The central bank in March allowed the pound to fall by 14% to about 18.40 to the dollar, making it more expensive to buy foreign currency. Street-level black market dealers were buying dollars for 19.40 pounds last week. 

However, Egypt may also be able to turn to its traditional allies in the Gulf for support. In March, Saudi Arabia said it had deposited $5 billion with Egypt’s central bank, and the kingdom is expected to invest further as the Ukraine war adds to the pressure on the Egyptian economy.

“The Kingdom of Saudi Arabia, to implement the directives of the Custodian of the Two Holy Mosques King Salman bin Abdulaziz Al Saud and His Highness the Crown Prince, deposited five billion dollars with the Central Bank of Egypt,” the report from the state Saudi Press Agency said in late March.

In addition, an Egyptian cabinet statement in late March said Saudi Arabia’s state-owned Public Investment Fund (PIF) would invest additional funds in Egypt.

Russia’s invasion of Ukraine at the end of February has had a global impact on markets.

For Egypt, the economic damage is particularly severe because Ukraine and Russia were its principal wheat suppliers and among its main sources of tourists.

On March 21, Egypt devalued its currency by around 14% after investors withdrew billions of dollars from Egyptian treasury markets.
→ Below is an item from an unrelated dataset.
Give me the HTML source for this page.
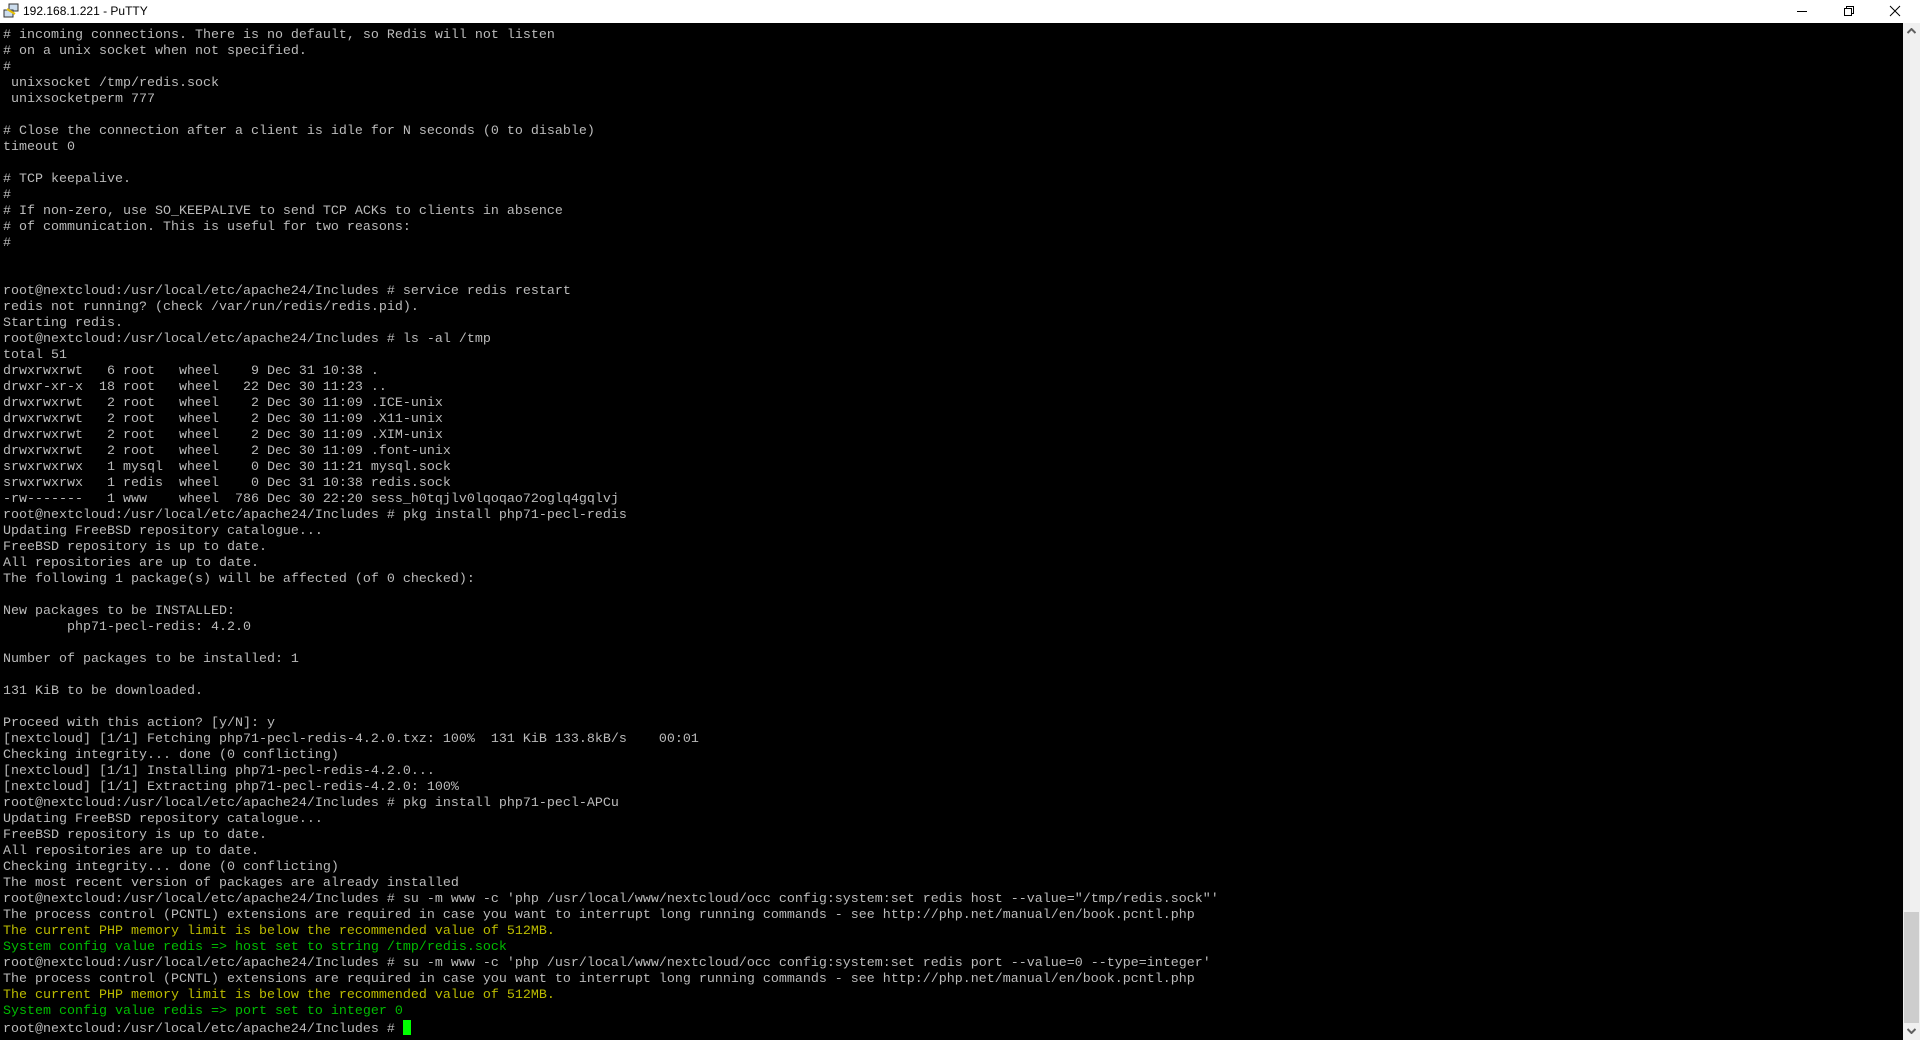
<!DOCTYPE html>
<html><head><meta charset="utf-8"><style>
html,body{margin:0;padding:0;width:1920px;height:1040px;overflow:hidden;background:#000;}
#title{position:absolute;left:0;top:0;width:1920px;height:23px;background:#fff;font-family:"Liberation Sans",sans-serif;font-size:12px;color:#000;}
#title .t{position:absolute;left:23px;top:4px;}
#term{position:absolute;left:0;top:23px;width:1903px;height:1017px;background:#000;}
pre{margin:0;padding:5px 0 0 3px;font-family:"Liberation Mono","Courier New",monospace;font-size:13.33px;line-height:16px;color:#bbb;white-space:pre;}
.y{color:#bbbb00}.g{color:#00bb00}
.cur{display:inline-block;width:8px;height:15px;background:#00ff00;vertical-align:-3px;}
#sb{position:absolute;left:1903px;top:23px;width:17px;height:1017px;background:#f0f0f0;}
#thumb{position:absolute;left:1px;top:889px;width:15px;height:111px;background:#cdcdcd;}
</style></head><body>
<div id="title">
<svg style="position:absolute;left:3px;top:3px" width="16" height="16" viewBox="0 0 16 16"><rect x="6" y="1" width="9" height="7" fill="#cde" stroke="#333"/><rect x="1" y="7" width="9" height="7" fill="#cde" stroke="#333"/><path d="M4 6 L12 11" stroke="#e8c000" stroke-width="2"/></svg>
<span class="t">192.168.1.221 - PuTTY</span>
<svg style="position:absolute;left:1795px;top:4px" width="14" height="14"><path d="M2 7.5H12" stroke="#000" stroke-width="1"/></svg>
<svg style="position:absolute;left:1842px;top:4px" width="14" height="14"><rect x="2.5" y="4.5" width="7" height="7" fill="none" stroke="#000"/><path d="M4.5 4.5V2.5H11.5V9.5H9.5" fill="none" stroke="#000"/></svg>
<svg style="position:absolute;left:1888px;top:4px" width="14" height="14"><path d="M2 2L12 12M12 2L2 12" stroke="#000" stroke-width="1"/></svg>
</div>
<div id="term"><pre># incoming connections. There is no default, so Redis will not listen
# on a unix socket when not specified.
#
 unixsocket /tmp/redis.sock
 unixsocketperm 777

# Close the connection after a client is idle for N seconds (0 to disable)
timeout 0

# TCP keepalive.
#
# If non-zero, use SO_KEEPALIVE to send TCP ACKs to clients in absence
# of communication. This is useful for two reasons:
#


root@nextcloud:/usr/local/etc/apache24/Includes # service redis restart
redis not running? (check /var/run/redis/redis.pid).
Starting redis.
root@nextcloud:/usr/local/etc/apache24/Includes # ls -al /tmp
total 51
drwxrwxrwt   6 root   wheel    9 Dec 31 10:38 .
drwxr-xr-x  18 root   wheel   22 Dec 30 11:23 ..
drwxrwxrwt   2 root   wheel    2 Dec 30 11:09 .ICE-unix
drwxrwxrwt   2 root   wheel    2 Dec 30 11:09 .X11-unix
drwxrwxrwt   2 root   wheel    2 Dec 30 11:09 .XIM-unix
drwxrwxrwt   2 root   wheel    2 Dec 30 11:09 .font-unix
srwxrwxrwx   1 mysql  wheel    0 Dec 30 11:21 mysql.sock
srwxrwxrwx   1 redis  wheel    0 Dec 31 10:38 redis.sock
-rw-------   1 www    wheel  786 Dec 30 22:20 sess_h0tqjlv0lqoqao72oglq4gqlvj
root@nextcloud:/usr/local/etc/apache24/Includes # pkg install php71-pecl-redis
Updating FreeBSD repository catalogue...
FreeBSD repository is up to date.
All repositories are up to date.
The following 1 package(s) will be affected (of 0 checked):

New packages to be INSTALLED:
        php71-pecl-redis: 4.2.0

Number of packages to be installed: 1

131 KiB to be downloaded.

Proceed with this action? [y/N]: y
[nextcloud] [1/1] Fetching php71-pecl-redis-4.2.0.txz: 100%  131 KiB 133.8kB/s    00:01
Checking integrity... done (0 conflicting)
[nextcloud] [1/1] Installing php71-pecl-redis-4.2.0...
[nextcloud] [1/1] Extracting php71-pecl-redis-4.2.0: 100%
root@nextcloud:/usr/local/etc/apache24/Includes # pkg install php71-pecl-APCu
Updating FreeBSD repository catalogue...
FreeBSD repository is up to date.
All repositories are up to date.
Checking integrity... done (0 conflicting)
The most recent version of packages are already installed
root@nextcloud:/usr/local/etc/apache24/Includes # su -m www -c 'php /usr/local/www/nextcloud/occ config:system:set redis host --value="/tmp/redis.sock"'
The process control (PCNTL) extensions are required in case you want to interrupt long running commands - see http://php.net/manual/en/book.pcntl.php
<span class="y">The current PHP memory limit is below the recommended value of 512MB.</span>
<span class="g">System config value redis =&gt; host set to string /tmp/redis.sock</span>
root@nextcloud:/usr/local/etc/apache24/Includes # su -m www -c 'php /usr/local/www/nextcloud/occ config:system:set redis port --value=0 --type=integer'
The process control (PCNTL) extensions are required in case you want to interrupt long running commands - see http://php.net/manual/en/book.pcntl.php
<span class="y">The current PHP memory limit is below the recommended value of 512MB.</span>
<span class="g">System config value redis =&gt; port set to integer 0</span>
root@nextcloud:/usr/local/etc/apache24/Includes # <span class="cur"></span></pre></div>
<div id="sb">
<svg style="position:absolute;left:4px;top:5px" width="9" height="6"><path d="M0.5 5L4.5 1L8.5 5" fill="none" stroke="#606060" stroke-width="2"/></svg>
<div id="thumb"></div>
<svg style="position:absolute;left:4px;top:1005px" width="9" height="6"><path d="M0.5 1L4.5 5L8.5 1" fill="none" stroke="#606060" stroke-width="2"/></svg>
</div>
</body></html>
Already in October, Saudi Arabia said it had deposited $3 billion with Egypt’s central bank and extended the term of another $2.3 bln in previous deposits. The deposit announced on Wednesday would bring the total to $10.3 billion.

As of Sept. 30, the United Arab Emirates had $5.7 billion in long-term deposits and Kuwait $4.0 billion with Egypt’s central bank, according to central bank data.

Egypt has also reached agreement with Qatar on investment deals worth $5 billion, according to a statement by the Egyptian cabinet in March.